Today’s sector laggards were the health care (-1.0%) and information technology (unch) sectors.
[…]WTI crude futures declined 0.6%, or $0.21, to $35.28/bbl despite the news.
U.S. Treasuries ended the session little changed. The 2-yr yield and the 10-yr yield were flat at 0.15% and 0.65%, respectively. The U.S. Dollar Index declined another 0.5% to 97.82, as reopening optimism increased demand for foreign currencies.
[…]• The ISM Manufacturing Index for May ticked up to 43.1% (Briefing.com consensus 44.0%) from 41.5% in April. This the third straight reading below 50.0%, which is the dividing line between expansion and contraction.

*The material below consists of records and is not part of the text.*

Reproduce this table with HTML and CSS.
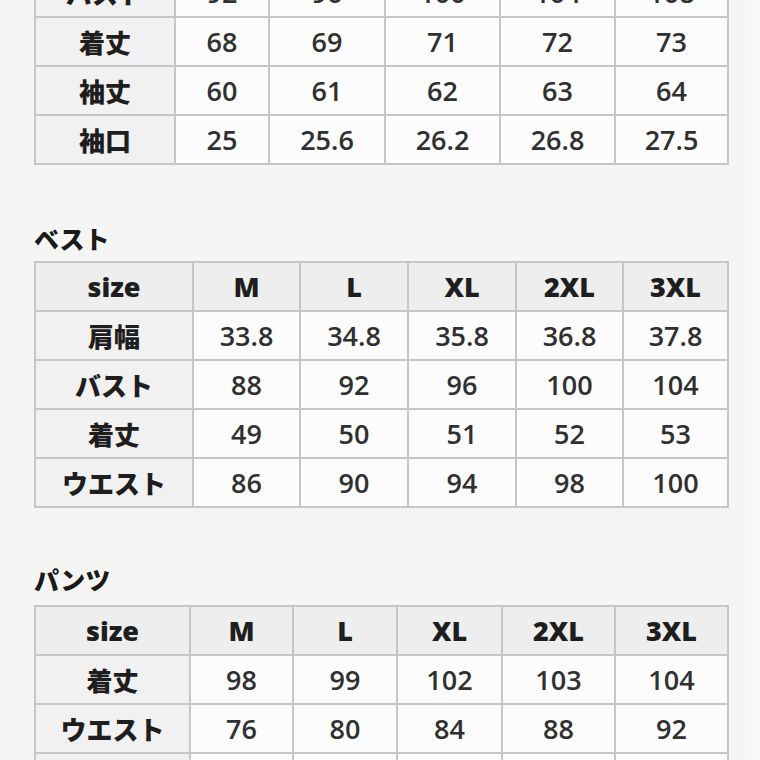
FILE: index.html
```html
<!DOCTYPE html>
<html lang="ja">
<head>
<meta charset="utf-8">
<title>サイズ表</title>
<link rel="stylesheet" href="styles.css">
</head>
<body>
<div class="page">
  <section class="sec sec-top">
    <div class="grid grid-top">
      <div class="cell label">バスト</div><div class="cell">92</div><div class="cell">96</div><div class="cell">100</div><div class="cell">104</div><div class="cell">108</div>
      <div class="cell label">着丈</div><div class="cell">68</div><div class="cell">69</div><div class="cell">71</div><div class="cell">72</div><div class="cell">73</div>
      <div class="cell label">袖丈</div><div class="cell">60</div><div class="cell">61</div><div class="cell">62</div><div class="cell">63</div><div class="cell">64</div>
      <div class="cell label">袖口</div><div class="cell">25</div><div class="cell">25.6</div><div class="cell">26.2</div><div class="cell">26.8</div><div class="cell">27.5</div>
    </div>
  </section>

  <section class="sec sec-vest">
    <h2 class="title">ベスト</h2>
    <div class="grid grid-vest">
      <div class="cell head">size</div><div class="cell head">M</div><div class="cell head">L</div><div class="cell head">XL</div><div class="cell head">2XL</div><div class="cell head">3XL</div>
      <div class="cell label">肩幅</div><div class="cell">33.8</div><div class="cell">34.8</div><div class="cell">35.8</div><div class="cell">36.8</div><div class="cell">37.8</div>
      <div class="cell label">バスト</div><div class="cell">88</div><div class="cell">92</div><div class="cell">96</div><div class="cell">100</div><div class="cell">104</div>
      <div class="cell label">着丈</div><div class="cell">49</div><div class="cell">50</div><div class="cell">51</div><div class="cell">52</div><div class="cell">53</div>
      <div class="cell label">ウエスト</div><div class="cell">86</div><div class="cell">90</div><div class="cell">94</div><div class="cell">98</div><div class="cell">100</div>
    </div>
  </section>

  <section class="sec sec-pants">
    <h2 class="title">パンツ</h2>
    <div class="grid grid-pants">
      <div class="cell head">size</div><div class="cell head">M</div><div class="cell head">L</div><div class="cell head">XL</div><div class="cell head">2XL</div><div class="cell head">3XL</div>
      <div class="cell label">着丈</div><div class="cell">98</div><div class="cell">99</div><div class="cell">102</div><div class="cell">103</div><div class="cell">104</div>
      <div class="cell label">ウエスト</div><div class="cell">76</div><div class="cell">80</div><div class="cell">84</div><div class="cell">88</div><div class="cell">92</div>
      <div class="cell label">ヒップ</div><div class="cell">100</div><div class="cell">104</div><div class="cell">108</div><div class="cell">112</div><div class="cell">116</div>
    </div>
  </section>
</div>
</body>
</html>
```

FILE: styles.css
```css
html, body {
  margin: 0;
  padding: 0;
}
body {
  background: linear-gradient(to right, #f5f5f3 0, #f5f5f3 751px, #f9f9f7 751px);
  color: #262626;
  font-family: "Open Sans", "Noto Sans CJK JP", sans-serif;
  overflow: hidden;
  height: 760px;
}
.page {
  padding-left: 34px;
}
.sec-top {
  margin-top: -33px;
}
.sec-vest {
  margin-top: 58px;
}
.sec-pants {
  margin-top: 56px;
}
.title {
  margin: 0 0 8px 0;
  height: 30px;
  line-height: 30px;
  font-family: "Noto Sans CJK JP", sans-serif;
  font-size: 25px;
  font-weight: 900;
  color: #1a1a1a;
}
.sec-pants .title {
  margin-bottom: 11px;
}
.grid {
  display: grid;
  width: max-content;
  background: #c6c6c6;
  padding: 2px;
  gap: 2px;
  grid-auto-rows: 47px;
}
.grid-top {
  grid-template-columns: 138px 92px 114px 113px 113px 111px;
}
.grid-vest {
  grid-template-columns: 156px 105px 106px 106px 105px 103px;
}
.grid-pants {
  grid-template-columns: 153px 101px 102px 103px 111px 111px;
}
.cell {
  display: flex;
  align-items: center;
  justify-content: center;
  background: #fcfcfc;
  font-size: 27px;
  font-weight: 600;
  color: #303030;
}
.cell.label {
  background: #f1f1f1;
  font-family: "Noto Sans CJK JP", sans-serif;
  font-weight: 900;
  font-size: 26px;
  color: #1e1e1e;
}
.cell.head {
  background: #eeeeee;
  font-weight: 800;
  font-size: 27px;
  color: #1e1e1e;
}
```
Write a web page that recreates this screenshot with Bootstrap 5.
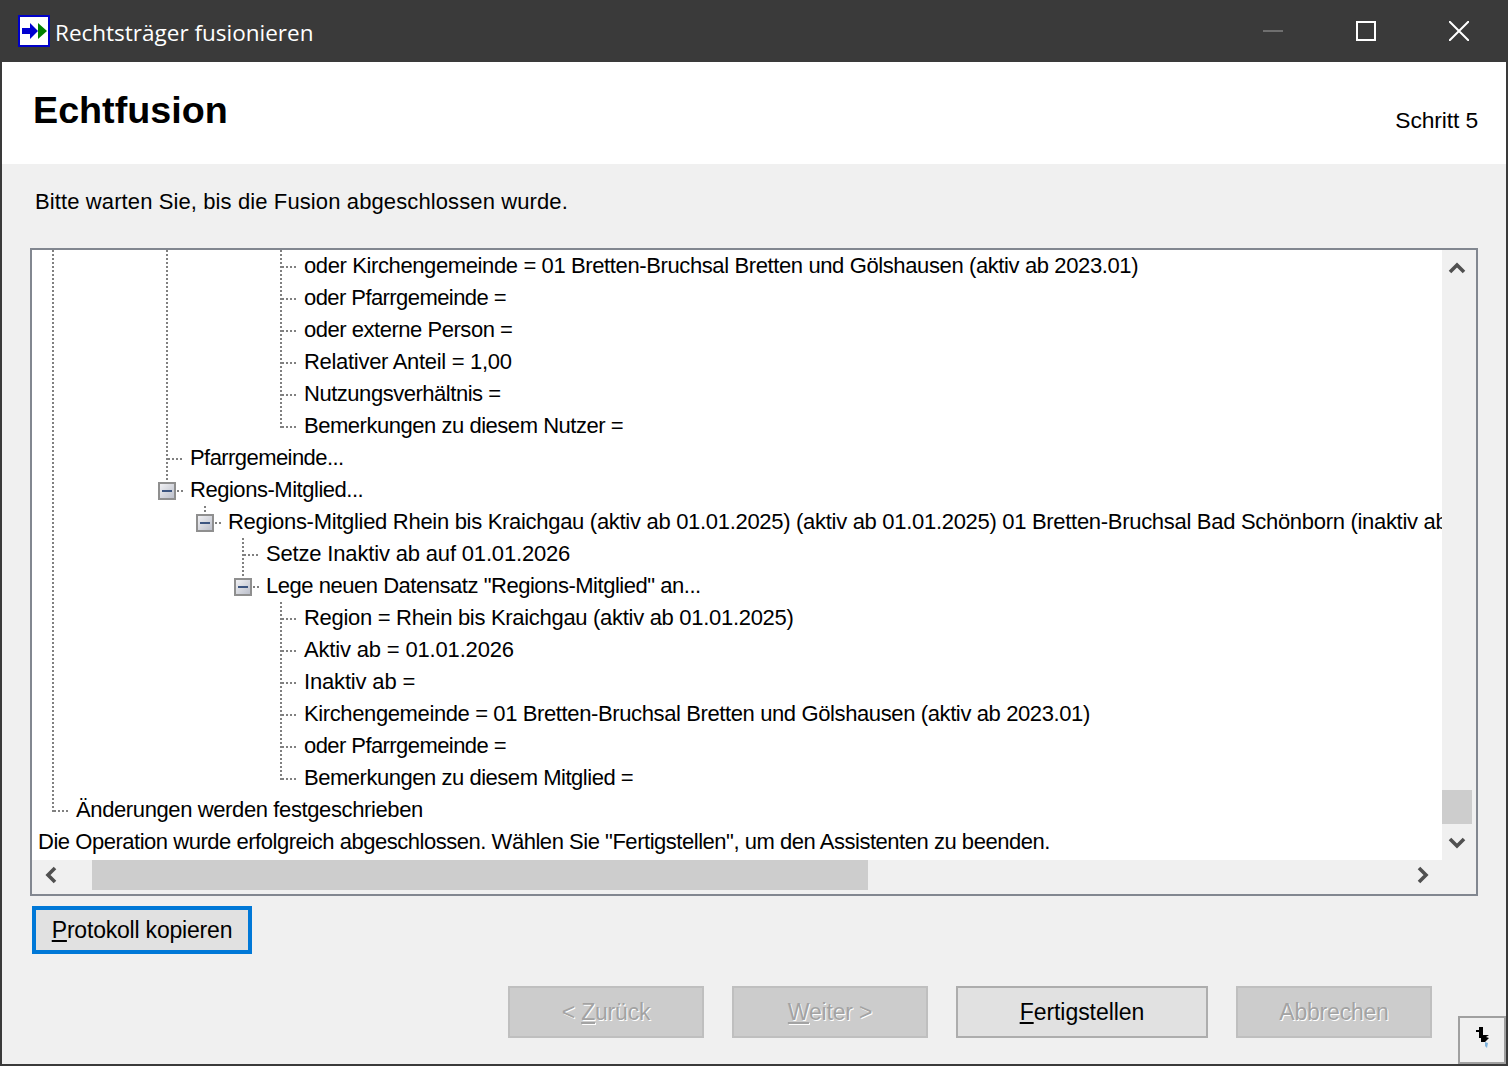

o The key takeaway from the report is that upticks were seen in the key measures of new orders, production, employment, prices, backlog of orders, and new export orders. All were still below 50.0%, yet they corroborate the view that the downturn in manufacturing activity wasn’t as bad as the downturn seen in April.
• Construction spending declined 2.9% m/m in April (Briefing.com consensus -6.0%) on the heels of a downwardly revised flat reading (from +0.9%) for March. Total residential spending was down 4.5% while total nonresidential spending decreased 1.8%.
o The key takeaway from the report is that total construction spending is still up 3.0% yr/yr, underpinned by a 3.8% yr/yr increase in total private construction spending and a 0.8% yr/yr increase in total public construction spending.